Cathy is kritisch over hersenontwikkeling; het lijkt er op dat hier heel deterministisch over wordt gedacht. Hersenontwikkeling kan alleen dankzij een stimulerende omgeving plaatsvinden. Maar naast hersenontwikkeling spelen bij het leren van kinderen ook motoriek en relaties een rol. Als gedragswetenschappers roept dat wel nieuwe vragen op: wat moeten we daarmee? Cathy denkt dat er nog verschillende onderwerpen zijn die meer aandacht behoeven, zoals vrij spel in de natuur en het buitenspelen, ouderbetrokkenheid, of differentiëren.
Als ik het zo teruglees, is er een wensenlijstje voor de komende zes jaar.
“Praktijkgericht onderzoek levert wat op voor de praktijk en kun je generaliseren naar andere contexten”
Praktijkgericht onderzoek
Maar hoe zit dat nu met evidence-informed, praktijkgericht onderzoek? Wat gaan jullie doen?

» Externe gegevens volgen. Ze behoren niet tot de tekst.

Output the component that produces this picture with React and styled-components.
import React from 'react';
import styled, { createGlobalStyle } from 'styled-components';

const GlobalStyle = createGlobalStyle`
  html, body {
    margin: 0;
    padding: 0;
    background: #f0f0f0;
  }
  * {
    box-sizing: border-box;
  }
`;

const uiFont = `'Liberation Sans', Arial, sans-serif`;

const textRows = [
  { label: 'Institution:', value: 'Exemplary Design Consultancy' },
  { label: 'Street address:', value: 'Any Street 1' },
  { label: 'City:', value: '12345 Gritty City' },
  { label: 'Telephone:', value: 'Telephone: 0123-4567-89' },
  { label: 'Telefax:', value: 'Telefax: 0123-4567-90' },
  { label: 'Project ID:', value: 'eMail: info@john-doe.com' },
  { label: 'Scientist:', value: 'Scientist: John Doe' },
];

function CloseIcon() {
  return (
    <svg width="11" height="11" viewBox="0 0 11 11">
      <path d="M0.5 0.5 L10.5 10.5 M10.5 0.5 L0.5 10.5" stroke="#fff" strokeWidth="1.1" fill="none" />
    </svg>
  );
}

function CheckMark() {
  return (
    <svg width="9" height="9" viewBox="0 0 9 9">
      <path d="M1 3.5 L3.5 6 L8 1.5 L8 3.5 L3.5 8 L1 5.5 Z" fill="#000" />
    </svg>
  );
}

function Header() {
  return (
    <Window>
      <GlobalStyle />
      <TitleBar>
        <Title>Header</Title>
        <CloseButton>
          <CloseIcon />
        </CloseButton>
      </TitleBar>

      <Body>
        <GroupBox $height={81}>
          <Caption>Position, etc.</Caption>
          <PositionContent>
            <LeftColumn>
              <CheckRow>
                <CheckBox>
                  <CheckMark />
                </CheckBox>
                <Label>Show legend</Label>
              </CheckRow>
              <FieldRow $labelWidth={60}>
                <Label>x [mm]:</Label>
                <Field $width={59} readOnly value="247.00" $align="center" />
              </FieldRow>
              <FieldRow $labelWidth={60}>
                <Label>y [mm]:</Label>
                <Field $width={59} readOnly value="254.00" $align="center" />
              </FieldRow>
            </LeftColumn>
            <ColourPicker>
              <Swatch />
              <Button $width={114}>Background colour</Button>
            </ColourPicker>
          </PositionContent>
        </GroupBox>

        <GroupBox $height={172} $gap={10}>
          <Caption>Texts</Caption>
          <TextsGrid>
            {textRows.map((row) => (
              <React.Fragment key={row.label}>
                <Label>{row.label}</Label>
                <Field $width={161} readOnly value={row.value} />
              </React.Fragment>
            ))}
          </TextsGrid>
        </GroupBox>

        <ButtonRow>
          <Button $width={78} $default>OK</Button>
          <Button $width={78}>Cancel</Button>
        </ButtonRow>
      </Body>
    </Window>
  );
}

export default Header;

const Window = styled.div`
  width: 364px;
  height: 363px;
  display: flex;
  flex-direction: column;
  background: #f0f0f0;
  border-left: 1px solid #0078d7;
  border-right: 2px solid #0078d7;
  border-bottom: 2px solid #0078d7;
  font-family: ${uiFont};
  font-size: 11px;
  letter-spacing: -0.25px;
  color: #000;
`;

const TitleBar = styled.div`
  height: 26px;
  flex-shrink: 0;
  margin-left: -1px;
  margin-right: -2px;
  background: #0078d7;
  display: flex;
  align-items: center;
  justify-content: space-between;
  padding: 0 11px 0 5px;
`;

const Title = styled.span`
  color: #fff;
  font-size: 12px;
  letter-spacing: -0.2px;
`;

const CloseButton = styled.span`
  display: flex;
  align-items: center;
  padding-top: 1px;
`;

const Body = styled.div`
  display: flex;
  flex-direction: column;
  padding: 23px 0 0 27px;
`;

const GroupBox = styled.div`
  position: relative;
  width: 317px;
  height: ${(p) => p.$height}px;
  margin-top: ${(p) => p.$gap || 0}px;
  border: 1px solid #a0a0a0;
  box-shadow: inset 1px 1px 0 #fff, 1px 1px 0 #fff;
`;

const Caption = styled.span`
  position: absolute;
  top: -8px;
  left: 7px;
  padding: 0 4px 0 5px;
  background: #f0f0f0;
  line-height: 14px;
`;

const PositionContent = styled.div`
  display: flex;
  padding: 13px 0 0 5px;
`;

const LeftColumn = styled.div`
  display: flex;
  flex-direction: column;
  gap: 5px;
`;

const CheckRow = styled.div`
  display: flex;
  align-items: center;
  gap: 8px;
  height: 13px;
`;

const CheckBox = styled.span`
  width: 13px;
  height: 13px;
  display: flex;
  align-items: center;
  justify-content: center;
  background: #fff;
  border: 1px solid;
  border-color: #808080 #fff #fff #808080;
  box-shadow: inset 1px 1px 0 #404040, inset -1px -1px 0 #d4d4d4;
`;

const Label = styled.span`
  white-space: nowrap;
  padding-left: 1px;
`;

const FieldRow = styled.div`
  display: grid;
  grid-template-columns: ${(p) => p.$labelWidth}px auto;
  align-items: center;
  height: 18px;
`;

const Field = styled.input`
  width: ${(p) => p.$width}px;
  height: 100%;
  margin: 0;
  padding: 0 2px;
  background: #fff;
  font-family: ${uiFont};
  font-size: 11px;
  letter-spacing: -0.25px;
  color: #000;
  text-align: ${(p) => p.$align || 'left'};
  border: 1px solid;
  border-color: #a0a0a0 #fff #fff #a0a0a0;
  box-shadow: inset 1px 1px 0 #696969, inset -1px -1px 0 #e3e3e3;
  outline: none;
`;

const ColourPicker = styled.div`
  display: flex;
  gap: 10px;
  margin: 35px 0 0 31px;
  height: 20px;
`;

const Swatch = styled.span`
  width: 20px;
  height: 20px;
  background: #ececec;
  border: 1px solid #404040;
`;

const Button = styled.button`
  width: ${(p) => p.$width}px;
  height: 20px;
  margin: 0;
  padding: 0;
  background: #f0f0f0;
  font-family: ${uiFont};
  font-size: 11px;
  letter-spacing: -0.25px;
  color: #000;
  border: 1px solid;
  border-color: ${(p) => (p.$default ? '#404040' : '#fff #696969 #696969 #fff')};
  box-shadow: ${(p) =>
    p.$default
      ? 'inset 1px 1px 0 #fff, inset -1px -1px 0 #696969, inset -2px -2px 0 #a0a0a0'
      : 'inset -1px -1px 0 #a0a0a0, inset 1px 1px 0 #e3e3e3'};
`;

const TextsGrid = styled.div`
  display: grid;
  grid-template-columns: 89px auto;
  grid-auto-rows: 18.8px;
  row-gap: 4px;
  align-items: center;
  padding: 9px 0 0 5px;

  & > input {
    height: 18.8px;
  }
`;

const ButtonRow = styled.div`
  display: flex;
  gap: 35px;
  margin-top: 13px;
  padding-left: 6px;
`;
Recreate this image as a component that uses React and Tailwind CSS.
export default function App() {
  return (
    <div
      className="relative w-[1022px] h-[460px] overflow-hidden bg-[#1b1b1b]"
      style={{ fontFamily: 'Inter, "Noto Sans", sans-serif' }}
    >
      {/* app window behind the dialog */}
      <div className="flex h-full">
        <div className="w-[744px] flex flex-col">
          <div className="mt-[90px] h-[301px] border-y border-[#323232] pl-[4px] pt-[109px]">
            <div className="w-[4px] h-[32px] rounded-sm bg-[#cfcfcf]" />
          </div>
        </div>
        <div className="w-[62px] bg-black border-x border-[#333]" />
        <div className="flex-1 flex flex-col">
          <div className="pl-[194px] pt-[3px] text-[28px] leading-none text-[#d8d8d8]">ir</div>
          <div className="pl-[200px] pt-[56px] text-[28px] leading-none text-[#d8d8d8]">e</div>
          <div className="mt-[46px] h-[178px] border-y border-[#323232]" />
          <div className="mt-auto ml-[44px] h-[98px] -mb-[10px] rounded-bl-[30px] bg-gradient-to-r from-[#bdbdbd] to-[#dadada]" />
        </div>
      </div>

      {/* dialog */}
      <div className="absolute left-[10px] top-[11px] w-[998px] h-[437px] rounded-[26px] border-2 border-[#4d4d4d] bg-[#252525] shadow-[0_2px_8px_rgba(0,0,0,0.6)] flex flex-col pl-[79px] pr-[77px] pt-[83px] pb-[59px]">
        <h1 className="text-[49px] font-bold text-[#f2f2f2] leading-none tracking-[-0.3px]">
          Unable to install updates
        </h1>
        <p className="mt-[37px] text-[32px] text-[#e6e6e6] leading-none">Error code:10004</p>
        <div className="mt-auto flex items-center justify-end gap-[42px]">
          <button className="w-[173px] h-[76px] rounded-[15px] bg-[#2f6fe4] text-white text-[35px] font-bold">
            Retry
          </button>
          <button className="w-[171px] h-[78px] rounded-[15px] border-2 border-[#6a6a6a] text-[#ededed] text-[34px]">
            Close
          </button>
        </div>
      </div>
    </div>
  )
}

Cathy: ‘De lectoren gaan hierin gezamenlijk met het werkveld en de opleidingen optrekken.’ Cathy heeft het onderzoekskader geschreven. Zij ziet praktijkgericht onderzoek als een continuüm tussen praktijk en fundamenteel onderzoek. ‘Het LEJK richt zich op praktijkgericht onderzoek. En het is eigenlijk heel simpel: het is praktijkgericht onderzoek als het wat oplevert voor de praktijk en te generaliseren is naar andere contexten. Dat onderzoek kan in verschillende vormen: een inventarisatie van praktijken, praktijkexperimenten, literatuuronderzoek, of het in beeld brengen van good practice, of zelfs longitudinaal onderzoek. We bundelen kennis over onderzoeken en stimuleren nieuw onderzoek. Er komt een kennisbank, met korte Nederlandstalige uitwerkingen van belangrijk onderzoek: laagdrempelig, zodat professionals goed toegang hebben tot onderzoek. Daarbij hebben we ons gecommitteerd aan kwaliteitsafspraken over onderzoek.’